The researchers think that this change in pH could be because we have slowly lost that specific strain of bacteria, bifidobacterium, from our guts. Since mothers pass their gut microbiomes on to their babies when they are born, its disappearance in an adult can lead to a brood of bifidobacterium-less kids.

“We put this paper together as a call to action to let them know that there has been a major shift in this fecal pH,” says co-author Bethany Henrick, a researcher at Evolve BioSystems, a biomedical company in Davis, California.

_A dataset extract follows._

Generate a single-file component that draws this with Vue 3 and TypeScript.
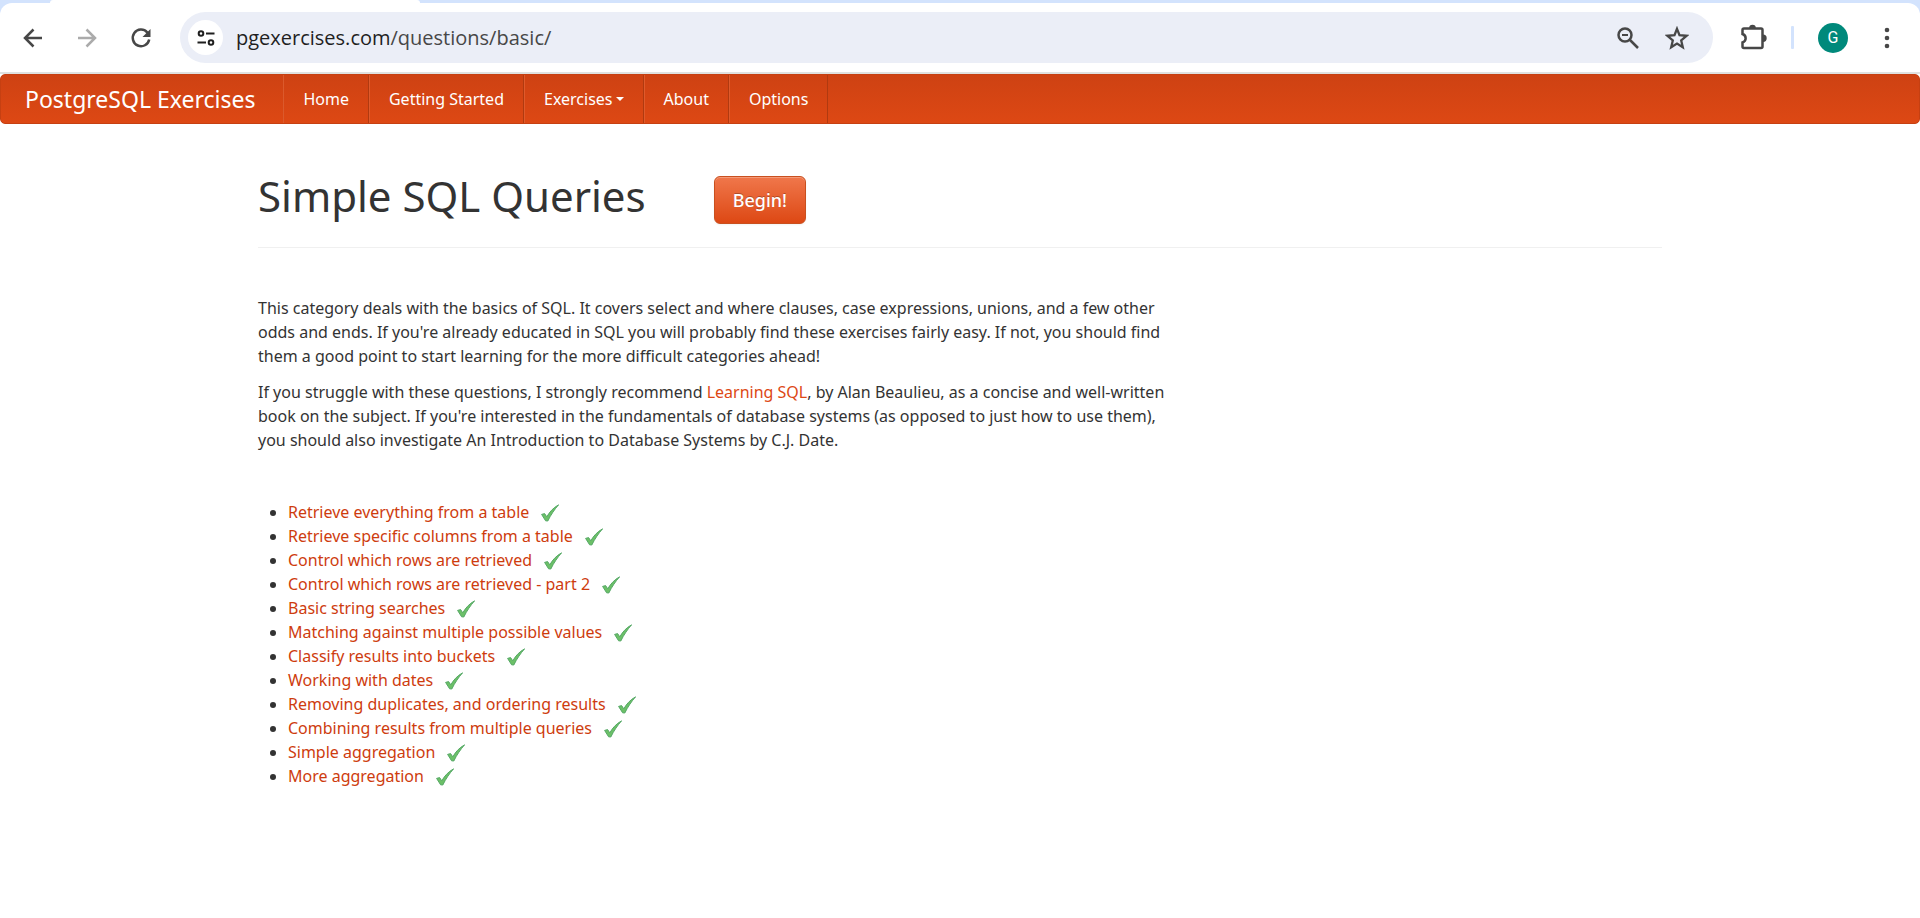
<script setup lang="ts">
import { ref } from 'vue'

interface NavItem {
  label: string
  caret?: boolean
}

const address = ref('pgexercises.com/questions/basic/')

const navItems: NavItem[] = [
  { label: 'Home' },
  { label: 'Getting Started' },
  { label: 'Exercises', caret: true },
  { label: 'About' },
  { label: 'Options' },
]

const exercises: string[] = [
  'Retrieve everything from a table',
  'Retrieve specific columns from a table',
  'Control which rows are retrieved',
  'Control which rows are retrieved - part 2',
  'Basic string searches',
  'Matching against multiple possible values',
  'Classify results into buckets',
  'Working with dates',
  'Removing duplicates, and ordering results',
  'Combining results from multiple queries',
  'Simple aggregation',
  'More aggregation',
]
</script>

<template>
  <div class="window">
    <header class="chrome">
      <div class="tabstrip"><span class="tab"></span></div>
      <div class="toolbar">
        <button class="tool" type="button" aria-label="Back">
          <svg viewBox="0 0 24 24"><path d="M21 12H4.500M12.500 3.500L4 12l8.500 8.500" /></svg>
        </button>
        <button class="tool faded" type="button" aria-label="Forward" disabled>
          <svg viewBox="0 0 24 24"><path d="M3 12h16.500M11.500 3.500L20 12l-8.500 8.500" /></svg>
        </button>
        <button class="tool" type="button" aria-label="Reload">
          <svg viewBox="0 0 24 24">
            <path d="M20.200 13.500A8.300 8.300 0 1 1 18.200 6.300L20 8.500" />
            <path class="solid" d="M21.500 3v8h-8z" />
          </svg>
        </button>
        <div class="omnibox">
          <button class="site" type="button" aria-label="Site information">
            <svg viewBox="0 0 20 20">
              <circle cx="5" cy="5.500" r="2.300" /><path d="M10 5.500h8.500M1.500 14.500H10" />
              <circle cx="15" cy="14.500" r="2.300" />
            </svg>
          </button>
          <label class="address">
            <input v-model="address" type="text" aria-label="Address" />
            <span class="typed" aria-hidden="true">pgexercises.com<span>/questions/basic/</span></span>
          </label>
          <button class="tool" type="button" aria-label="Zoom">
            <svg viewBox="0 0 24 24">
              <circle cx="9" cy="9" r="6.500" /><path d="M14 14l8 8" /><path class="thin" d="M6 9h6" />
            </svg>
          </button>
          <button class="tool" type="button" aria-label="Bookmark this page">
            <svg viewBox="0 0 24 24">
              <path class="star" d="M12 2.800l2.500 6.400 7 .6-5.300 4.600 1.600 6.800-5.800-3.600-5.800 3.600 1.600-6.800-5.300-4.600 7-.6z" />
            </svg>
          </button>
        </div>
        <button class="tool" type="button" aria-label="Extensions">
          <svg class="puzzle" viewBox="0 0 28 28">
            <path d="M5 5.500h17q1.500 0 1.500 1.500v16.500q0 1.500-1.500 1.500H5q-1.500 0-1.500-1.500V19.500c4.200-1.500 4.200-7 0-8.500V7q0-1.500 1.500-1.500z" />
            <path class="solid" d="M10.200 5a3.300 3.300 0 0 1 6.600 0zM24 11.500a3.700 3.700 0 0 1 0 7.400z" />
          </svg>
        </button>
        <span class="divider"></span>
        <button class="avatar" type="button" aria-label="Profile">G</button>
        <button class="tool" type="button" aria-label="Menu">
          <svg viewBox="0 0 24 24">
            <g class="solid"><circle cx="12" cy="4" r="2.300" /><circle cx="12" cy="12" r="2.300" /><circle cx="12" cy="20" r="2.300" /></g>
          </svg>
        </button>
      </div>
    </header>

    <nav class="navbar">
      <a class="brand" href="#">PostgreSQL Exercises</a>
      <ul class="nav">
        <li v-for="item in navItems" :key="item.label">
          <a href="#">{{ item.label }}<span v-if="item.caret" class="caret"></span></a>
        </li>
      </ul>
    </nav>

    <main class="container">
      <div class="page-header">
        <h1>Simple SQL Queries</h1>
        <button class="begin" type="button">Begin!</button>
      </div>
      <section class="intro">
        <p>
          This category deals with the basics of SQL. It covers select and where clauses, case expressions, unions, and a few other<br />
          odds and ends. If you're already educated in SQL you will probably find these exercises fairly easy. If not, you should find<br />
          them a good point to start learning for the more difficult categories ahead!
        </p>
        <p>
          If you struggle with these questions, I strongly recommend <a href="#">Learning SQL</a>, by Alan Beaulieu, as a concise and well-written<br />
          book on the subject. If you're interested in the fundamentals of database systems (as opposed to just how to use them),<br />
          you should also investigate An Introduction to Database Systems by C.J. Date.
        </p>
      </section>
      <ul class="exercises">
        <li v-for="title in exercises" :key="title">
          <a href="#">{{ title }}</a>
          <svg class="check" viewBox="0 0 18 18">
            <path d="M.6 10.400l3-.8 2.200 3.200C8.500 8 12 4 17.600.8 13.500 5.500 10 10.500 6.800 17L4.600 16.800z" />
          </svg>
        </li>
      </ul>
    </main>
  </div>
</template>

<style>
body {
  background: #fff;
}
</style>

<style scoped>
.window {
  color: #333;
  font-family: "Noto Sans", "Open Sans", sans-serif;
  font-size: 16px;
  line-height: 24px;
}

button {
  padding: 0;
  border: 0;
  background: none;
  font-family: inherit;
}

a {
  color: #dd4814;
  text-decoration: none;
}

.chrome {
  border-bottom: 2px solid #dfe1e0;
  background: #d3e3fd;
}

.tabstrip {
  display: flex;
  height: 3px;
  padding-left: 50px;
}

.tab {
  width: 370px;
  border-radius: 4px 4px 0 0;
  background: #fff;
}

.toolbar {
  display: flex;
  align-items: center;
  height: 69px;
  padding: 0 17px;
  border-radius: 12px 12px 0 0;
  background: #fff;
}

.tool {
  display: flex;
  flex: none;
  align-items: center;
  justify-content: center;
  width: 32px;
  height: 32px;
  margin-right: 22px;
  color: #474747;
}

.tool svg {
  width: 24px;
  height: 24px;
}

.faded {
  color: #ababab;
}

svg {
  fill: none;
  stroke: currentColor;
  stroke-width: 2.5;
}

.solid {
  fill: currentColor;
  stroke: none;
}

.thin {
  stroke-width: 2;
}

.star {
  stroke-width: 2.3;
}

.tool .puzzle {
  width: 28px;
  height: 28px;
  margin-bottom: 2px;
}

.omnibox {
  display: flex;
  flex: 1;
  align-items: center;
  height: 51px;
  margin-right: 24px;
  margin-left: 1px;
  padding: 0 0 0 8px;
  border-radius: 26px;
  background: #ebeef7;
}

.omnibox .tool {
  margin-right: 17px;
}

.omnibox .tool:last-child {
  margin-right: 20px;
}

.site {
  display: flex;
  align-items: center;
  justify-content: center;
  width: 35px;
  height: 35px;
  border-radius: 50%;
  background: #fff;
  color: #1f1f1f;
}

.site svg {
  width: 20px;
  height: 20px;
  stroke-width: 2;
}

.address {
  display: grid;
  flex: 1;
  margin-left: 13px;
  font-family: "Open Sans", "Noto Sans", sans-serif;
  font-size: 20px;
  line-height: 28px;
}

.address input,
.typed {
  grid-area: 1 / 1;
}

.address input {
  min-width: 0;
  padding: 0;
  border: 0;
  outline: 0;
  background: transparent;
  color: transparent;
  caret-color: #1f1f1f;
  font: inherit;
}

.typed {
  color: #1f1f1f;
  pointer-events: none;
}

.typed span {
  color: #474747;
}

.divider {
  width: 3px;
  height: 23px;
  margin-right: 24px;
  border-radius: 1px;
  background: #d3e3fd;
}

.avatar {
  width: 30px;
  height: 30px;
  margin-right: 23px;
  border-radius: 50%;
  background: #00897b;
  color: #fff;
  font-family: Roboto, sans-serif;
  font-size: 16px;
}

.toolbar > .tool:last-child {
  margin-right: 0;
}

.navbar {
  box-sizing: border-box;
  display: flex;
  height: 50px;
  border: 1px solid #c64012;
  border-radius: 5px;
  background: linear-gradient(#ce4213, #dd4814);
}

.brand {
  padding: 0 28px 0 24px;
  color: #fff;
  font-size: 23px;
  line-height: 48px;
}

.nav {
  display: flex;
  margin: 0;
  padding: 0;
  border-left: 1px solid #db5a2c;
  list-style: none;
}

.nav a {
  display: flex;
  align-items: center;
  padding: 0 19px;
  border-right: 1px solid #b03a10;
  color: #fff;
  line-height: 48px;
}

.nav li + li a {
  border-left: 1px solid #e05a2b;
}

.caret {
  margin-left: 3px;
  border: 4px solid transparent;
  border-top-color: #fff;
  border-bottom: 0;
}

.container {
  box-sizing: border-box;
  max-width: 1404px;
  margin: 0 auto;
  padding-bottom: 24px;
}

.page-header {
  display: flex;
  align-items: center;
  gap: 68px;
  margin-bottom: 48px;
  padding: 44px 0 23px;
  border-bottom: 1px solid #f0f0f0;
}

h1 {
  margin: 0;
  font-size: 42px;
  font-weight: 400;
  line-height: 56px;
}

.begin {
  height: 48px;
  margin-top: 8px;
  padding: 0 18px;
  border: 1px solid #c9501f;
  border-radius: 6px;
  background: linear-gradient(#f0774b, #dd4814);
  box-shadow: inset 0 1px 0 #f49a78, 0 1px 2px #0000000d;
  color: #fff;
  font-size: 18px;
  font-weight: 500;
  text-shadow: 0 -1px 0 #00000040;
}

p {
  margin: 0 0 12px;
  white-space: nowrap;
}

.exercises {
  margin: 48px 0 0 30px;
  padding: 0;
}

.exercises a {
  color: #ce3c0e;
}

.check {
  width: 18px;
  height: 18px;
  margin-left: 8px;
  margin-left: 12px;
  fill: #6cc067;
  stroke: #55a866;
  stroke-width: 1;
  vertical-align: -4px;
}
</style>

But what’s so special about bifidobacterium? According to Henrick and her co-author Jennifer Smilowitz, a nutritional biologist at the University of California, Davis, this type of bacteria binds exclusively to human milk oligosaccharides, which are sugars found only in breast milk. The bacteria use these sugars as food so they can grow and reproduce. Once they’ve taken over the gut (which is normal for the first few years of life) they essentially prevent bad bacteria, like pathogens that make us sick, from taking up residence in the gut.

When we don’t have enough bifidobacterium, these bad bacteria keep getting in, says Smilowitz. Our immune systems then have to then fight them off, which researchers think might be why some people go on to develop allergies and certain autoimmune diseases,—often characterized by an overactive or indiscriminate immune system. Around 80 percent of the cells that make up our immune systems are in our guts.”There’s this intimate connection between the gut microbiome and our immune system,” says Henrick.

Recent studies have supported this idea, showing that young children followed through their first years of life are more likely to develop autoimmune diseases if they lack substantial amounts of the right bacteria. But there’s still a lot we don’t know.

Jack Gilbert, director of the Microbiome Center at the University of Chicago, agrees that the observed change in pH is an interesting observation, and one that fits the current understanding that bifidobacterium lowers stool pH. But, he says, the relationship between a baby’s poop pH, the amount of the bifidobacterium in their guts, and whether they have human milk oligosaccharides (from their mom’s milk) hasn’t been untangled yet. In other words, we still aren’t 100 percent sure that bacteria are driving the change in pH. However, he says, this study and others are absolutely leaning that way.

If it does prove causal, the researchers’ ultimate goal is to get this bacterial strain back into all of our babies’ guts. And they think the only way to do that is to use supplements at birth. But before that happens, more research is needed to understand what exactly constitutes a healthy microbiome: Which strains of bacteria should be in our guts and at what times?

We need more research, more questions, and of course, more poop.

But for now, how can you keep your microbiome (and your infant’s) healthy? Research is beginning to show that as babies develop their microbiomes, three big factors influence which bacteria grow: How often a baby gets antibiotics, if they are breastfed, and whether they were delivered via cesarean section or through natural birth. All of these things can influence a developing microbiome, though it is still unclear by what degree and whether one is more influential than the other.

Doctors and new moms can try to help nurture a healthy microbiome in their youngins by limiting the use of antibiotics and cesarean sections when possible. Breastfeeding might help, too, but this isn’t always possible or practical. Studies like this—that help us understand what a healthy microbiome is and what conditions foster one—might eventually enable us to help those infants who require antibiotics early in life or whose mothers aren’t able to breastfeed.

As for us adults, eating a healthy diet full of fiber is essential. Our microbes love themselves some roughage.

This article has been updated to reflect the fact that the pH scale ranges from 0 to 14, not 0 to 10. We regret the error.